■ **Source material**
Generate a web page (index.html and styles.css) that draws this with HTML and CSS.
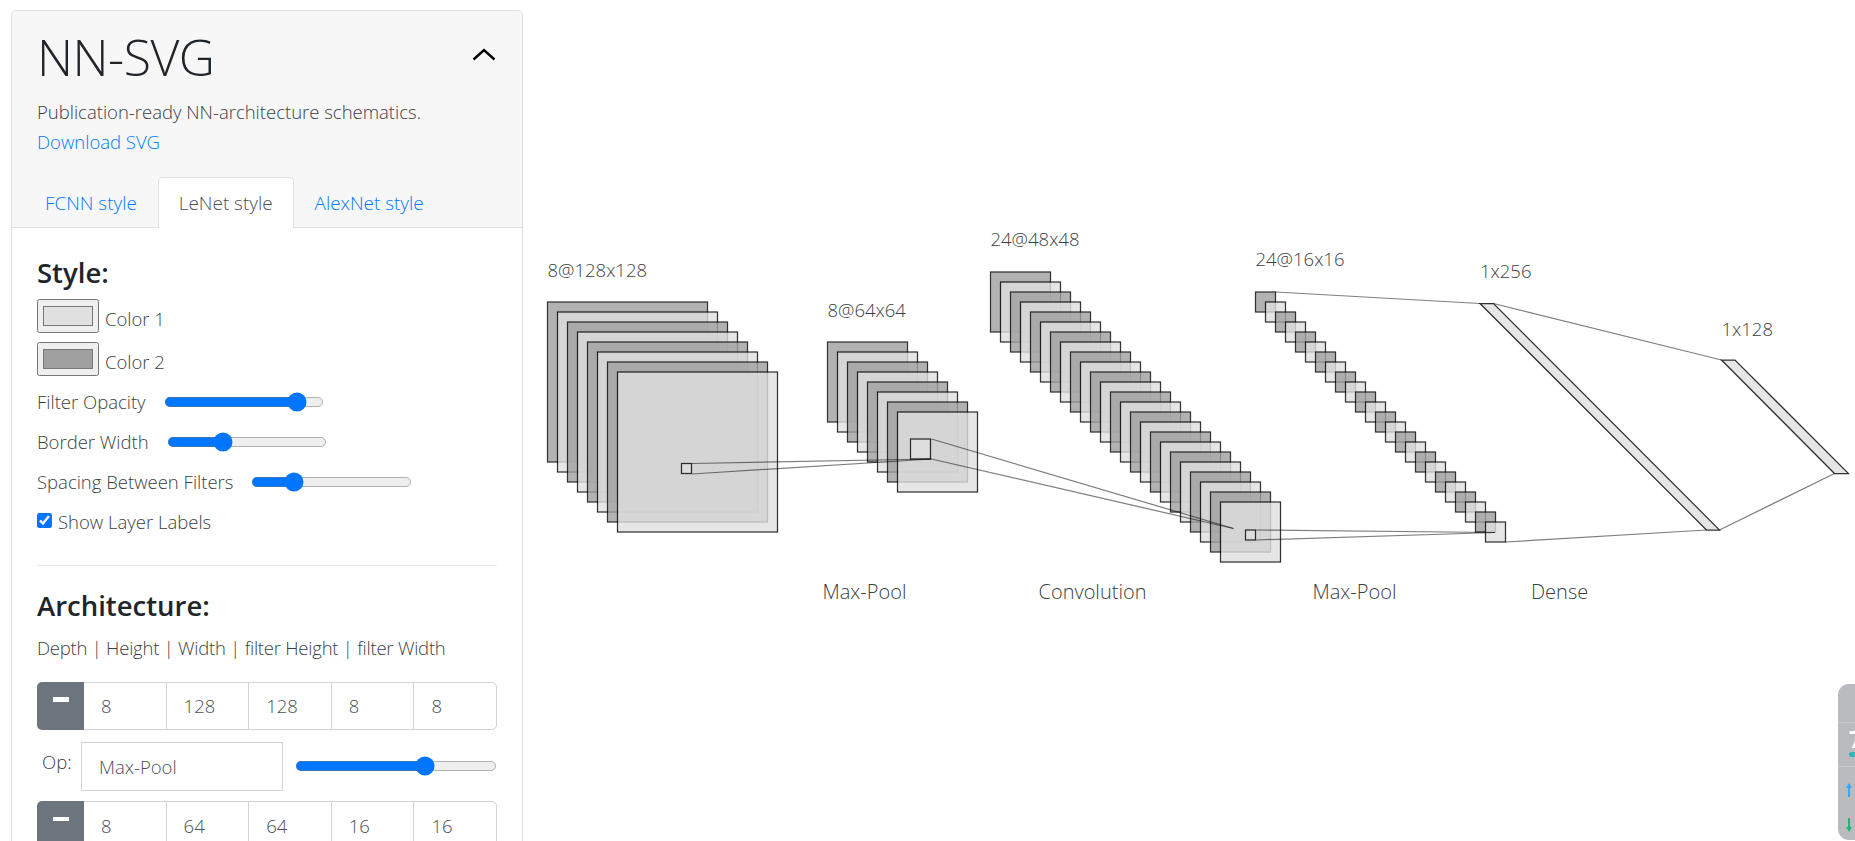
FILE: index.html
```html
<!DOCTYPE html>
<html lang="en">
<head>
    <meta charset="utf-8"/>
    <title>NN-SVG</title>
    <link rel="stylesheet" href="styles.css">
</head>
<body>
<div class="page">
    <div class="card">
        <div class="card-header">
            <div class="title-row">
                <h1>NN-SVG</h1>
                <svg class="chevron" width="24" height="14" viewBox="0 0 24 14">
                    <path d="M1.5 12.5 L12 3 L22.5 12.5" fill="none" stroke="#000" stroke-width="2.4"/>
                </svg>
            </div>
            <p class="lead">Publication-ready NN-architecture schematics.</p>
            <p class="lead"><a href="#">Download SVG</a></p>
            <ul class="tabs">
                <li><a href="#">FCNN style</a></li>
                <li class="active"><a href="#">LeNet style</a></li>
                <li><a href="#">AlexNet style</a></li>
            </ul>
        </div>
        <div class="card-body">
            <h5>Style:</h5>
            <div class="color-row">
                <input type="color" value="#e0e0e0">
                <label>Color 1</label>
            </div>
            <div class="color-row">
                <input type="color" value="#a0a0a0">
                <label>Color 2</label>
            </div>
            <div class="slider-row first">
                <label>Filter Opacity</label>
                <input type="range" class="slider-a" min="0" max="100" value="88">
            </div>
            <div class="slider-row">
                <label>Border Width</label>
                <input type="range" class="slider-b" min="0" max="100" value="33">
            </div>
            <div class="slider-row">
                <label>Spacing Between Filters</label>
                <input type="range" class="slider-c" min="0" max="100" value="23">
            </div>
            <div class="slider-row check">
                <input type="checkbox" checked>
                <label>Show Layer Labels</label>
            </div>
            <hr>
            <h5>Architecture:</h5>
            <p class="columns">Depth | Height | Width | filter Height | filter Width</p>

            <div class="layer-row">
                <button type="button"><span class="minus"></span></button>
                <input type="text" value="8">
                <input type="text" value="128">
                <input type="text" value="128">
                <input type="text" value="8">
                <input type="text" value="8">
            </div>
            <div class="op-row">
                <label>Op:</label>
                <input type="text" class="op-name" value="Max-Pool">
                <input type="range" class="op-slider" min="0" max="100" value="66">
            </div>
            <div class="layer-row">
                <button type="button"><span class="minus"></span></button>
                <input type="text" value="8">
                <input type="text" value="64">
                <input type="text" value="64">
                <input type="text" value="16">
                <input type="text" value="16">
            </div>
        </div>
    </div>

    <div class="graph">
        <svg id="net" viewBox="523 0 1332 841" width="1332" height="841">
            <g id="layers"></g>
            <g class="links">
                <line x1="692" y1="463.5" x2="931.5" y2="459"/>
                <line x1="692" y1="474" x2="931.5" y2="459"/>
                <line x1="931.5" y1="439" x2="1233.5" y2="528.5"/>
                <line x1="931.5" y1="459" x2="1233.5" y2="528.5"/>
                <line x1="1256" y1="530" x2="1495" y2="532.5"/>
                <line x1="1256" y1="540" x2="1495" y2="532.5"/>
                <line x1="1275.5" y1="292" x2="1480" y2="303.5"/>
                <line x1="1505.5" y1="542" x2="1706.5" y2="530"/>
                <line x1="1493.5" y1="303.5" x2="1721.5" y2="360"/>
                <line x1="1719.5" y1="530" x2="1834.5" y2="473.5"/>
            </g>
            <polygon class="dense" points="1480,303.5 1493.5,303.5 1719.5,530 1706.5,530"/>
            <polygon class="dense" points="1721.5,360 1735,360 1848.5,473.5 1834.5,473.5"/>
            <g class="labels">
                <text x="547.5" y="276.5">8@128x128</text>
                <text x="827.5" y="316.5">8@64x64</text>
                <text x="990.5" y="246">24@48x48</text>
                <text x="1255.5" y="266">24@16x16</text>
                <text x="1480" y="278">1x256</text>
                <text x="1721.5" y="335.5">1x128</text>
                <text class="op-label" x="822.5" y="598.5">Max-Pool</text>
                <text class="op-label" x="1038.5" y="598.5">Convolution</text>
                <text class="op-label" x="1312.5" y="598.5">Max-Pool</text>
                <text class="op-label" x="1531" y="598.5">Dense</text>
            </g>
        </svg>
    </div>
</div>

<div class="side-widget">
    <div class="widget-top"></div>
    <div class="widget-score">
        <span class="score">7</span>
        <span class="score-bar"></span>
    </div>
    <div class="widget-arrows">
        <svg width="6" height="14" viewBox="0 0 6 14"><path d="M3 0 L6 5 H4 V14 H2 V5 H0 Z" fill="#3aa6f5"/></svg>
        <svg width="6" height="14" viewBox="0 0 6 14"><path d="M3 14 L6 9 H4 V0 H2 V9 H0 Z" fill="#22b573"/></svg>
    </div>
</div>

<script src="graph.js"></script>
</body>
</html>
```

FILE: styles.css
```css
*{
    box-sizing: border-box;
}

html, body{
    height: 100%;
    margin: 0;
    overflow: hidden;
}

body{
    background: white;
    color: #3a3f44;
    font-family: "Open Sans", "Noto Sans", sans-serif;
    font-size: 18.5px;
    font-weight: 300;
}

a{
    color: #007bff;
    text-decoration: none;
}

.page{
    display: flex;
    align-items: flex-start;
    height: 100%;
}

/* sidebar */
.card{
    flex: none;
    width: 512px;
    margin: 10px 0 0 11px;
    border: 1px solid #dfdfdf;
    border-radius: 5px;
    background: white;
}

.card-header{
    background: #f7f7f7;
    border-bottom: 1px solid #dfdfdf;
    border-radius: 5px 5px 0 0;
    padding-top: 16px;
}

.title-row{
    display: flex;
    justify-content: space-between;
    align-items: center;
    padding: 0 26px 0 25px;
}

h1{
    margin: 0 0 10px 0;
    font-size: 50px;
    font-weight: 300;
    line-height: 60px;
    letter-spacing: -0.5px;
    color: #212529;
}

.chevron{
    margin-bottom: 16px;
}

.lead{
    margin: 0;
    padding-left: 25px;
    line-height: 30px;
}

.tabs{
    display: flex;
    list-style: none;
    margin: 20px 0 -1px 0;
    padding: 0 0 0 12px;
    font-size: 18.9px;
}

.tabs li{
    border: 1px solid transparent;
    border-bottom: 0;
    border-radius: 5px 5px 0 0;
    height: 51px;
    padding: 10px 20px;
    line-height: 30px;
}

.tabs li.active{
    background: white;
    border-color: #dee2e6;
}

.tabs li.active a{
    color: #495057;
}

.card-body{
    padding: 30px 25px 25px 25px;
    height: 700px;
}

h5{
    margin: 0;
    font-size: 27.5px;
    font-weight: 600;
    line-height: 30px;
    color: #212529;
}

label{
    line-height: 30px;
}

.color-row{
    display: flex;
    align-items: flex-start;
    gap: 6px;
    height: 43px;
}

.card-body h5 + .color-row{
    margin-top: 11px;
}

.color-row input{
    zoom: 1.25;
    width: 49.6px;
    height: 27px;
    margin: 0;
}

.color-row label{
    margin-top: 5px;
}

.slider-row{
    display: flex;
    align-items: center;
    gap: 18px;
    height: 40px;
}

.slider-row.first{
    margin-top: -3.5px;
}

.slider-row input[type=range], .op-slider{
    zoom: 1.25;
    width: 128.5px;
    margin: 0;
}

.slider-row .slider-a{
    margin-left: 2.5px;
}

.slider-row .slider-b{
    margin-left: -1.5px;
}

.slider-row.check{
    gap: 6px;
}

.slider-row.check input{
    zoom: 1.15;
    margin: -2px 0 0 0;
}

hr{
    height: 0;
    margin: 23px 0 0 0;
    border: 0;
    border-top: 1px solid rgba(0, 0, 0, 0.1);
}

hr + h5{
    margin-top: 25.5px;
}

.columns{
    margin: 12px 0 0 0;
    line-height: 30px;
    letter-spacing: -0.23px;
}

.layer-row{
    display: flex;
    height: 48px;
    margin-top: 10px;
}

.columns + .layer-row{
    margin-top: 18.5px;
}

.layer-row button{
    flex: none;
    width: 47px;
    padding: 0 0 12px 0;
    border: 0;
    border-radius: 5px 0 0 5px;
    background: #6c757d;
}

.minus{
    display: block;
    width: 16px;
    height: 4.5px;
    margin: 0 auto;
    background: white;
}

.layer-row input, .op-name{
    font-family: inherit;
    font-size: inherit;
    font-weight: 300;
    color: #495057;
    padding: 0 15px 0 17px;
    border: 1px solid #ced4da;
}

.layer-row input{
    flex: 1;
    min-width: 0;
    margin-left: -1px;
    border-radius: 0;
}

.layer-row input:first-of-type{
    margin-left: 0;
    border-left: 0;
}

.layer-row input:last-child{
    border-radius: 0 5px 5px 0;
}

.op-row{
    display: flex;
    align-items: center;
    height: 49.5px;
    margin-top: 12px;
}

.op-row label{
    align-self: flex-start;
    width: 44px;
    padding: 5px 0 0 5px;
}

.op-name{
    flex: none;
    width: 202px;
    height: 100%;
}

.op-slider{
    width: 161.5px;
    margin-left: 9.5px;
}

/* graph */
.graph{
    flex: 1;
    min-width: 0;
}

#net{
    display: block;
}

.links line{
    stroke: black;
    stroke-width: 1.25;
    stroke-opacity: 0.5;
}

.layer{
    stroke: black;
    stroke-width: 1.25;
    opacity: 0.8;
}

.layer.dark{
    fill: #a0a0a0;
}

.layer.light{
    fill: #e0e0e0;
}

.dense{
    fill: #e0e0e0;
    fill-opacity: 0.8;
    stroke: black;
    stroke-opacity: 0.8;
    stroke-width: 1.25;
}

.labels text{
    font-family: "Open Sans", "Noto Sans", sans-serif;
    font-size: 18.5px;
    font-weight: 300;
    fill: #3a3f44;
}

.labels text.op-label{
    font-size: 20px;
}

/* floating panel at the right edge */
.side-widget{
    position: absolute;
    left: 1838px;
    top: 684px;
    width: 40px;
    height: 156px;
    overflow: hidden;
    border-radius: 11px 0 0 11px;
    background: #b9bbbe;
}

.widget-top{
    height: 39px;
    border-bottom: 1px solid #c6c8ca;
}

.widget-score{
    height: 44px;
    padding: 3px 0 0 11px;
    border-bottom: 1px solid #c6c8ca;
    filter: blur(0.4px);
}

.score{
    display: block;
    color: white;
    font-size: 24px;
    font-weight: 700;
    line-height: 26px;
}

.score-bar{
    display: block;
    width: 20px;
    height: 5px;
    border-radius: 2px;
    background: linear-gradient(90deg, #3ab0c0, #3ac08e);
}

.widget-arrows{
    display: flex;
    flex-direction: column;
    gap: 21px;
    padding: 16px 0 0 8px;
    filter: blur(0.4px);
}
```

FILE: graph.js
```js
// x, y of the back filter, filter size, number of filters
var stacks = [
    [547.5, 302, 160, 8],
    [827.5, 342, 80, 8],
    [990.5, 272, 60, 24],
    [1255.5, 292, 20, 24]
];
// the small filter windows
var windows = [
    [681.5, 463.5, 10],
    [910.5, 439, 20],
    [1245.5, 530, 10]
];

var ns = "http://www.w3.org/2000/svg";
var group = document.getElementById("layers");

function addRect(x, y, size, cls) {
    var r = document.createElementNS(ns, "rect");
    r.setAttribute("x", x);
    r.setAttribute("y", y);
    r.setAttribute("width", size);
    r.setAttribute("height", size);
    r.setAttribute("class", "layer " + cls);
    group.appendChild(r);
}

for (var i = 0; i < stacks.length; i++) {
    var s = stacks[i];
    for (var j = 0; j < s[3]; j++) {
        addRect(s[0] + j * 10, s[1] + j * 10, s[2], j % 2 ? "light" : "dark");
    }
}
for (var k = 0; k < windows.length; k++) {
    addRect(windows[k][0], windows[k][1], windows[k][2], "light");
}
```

■ **Required work**
Give every line of the material that includes the string "page".

■ **The output**
Generate a web page (index.html and styles.css) that draws this with HTML and CSS.
<div class="page">
.page{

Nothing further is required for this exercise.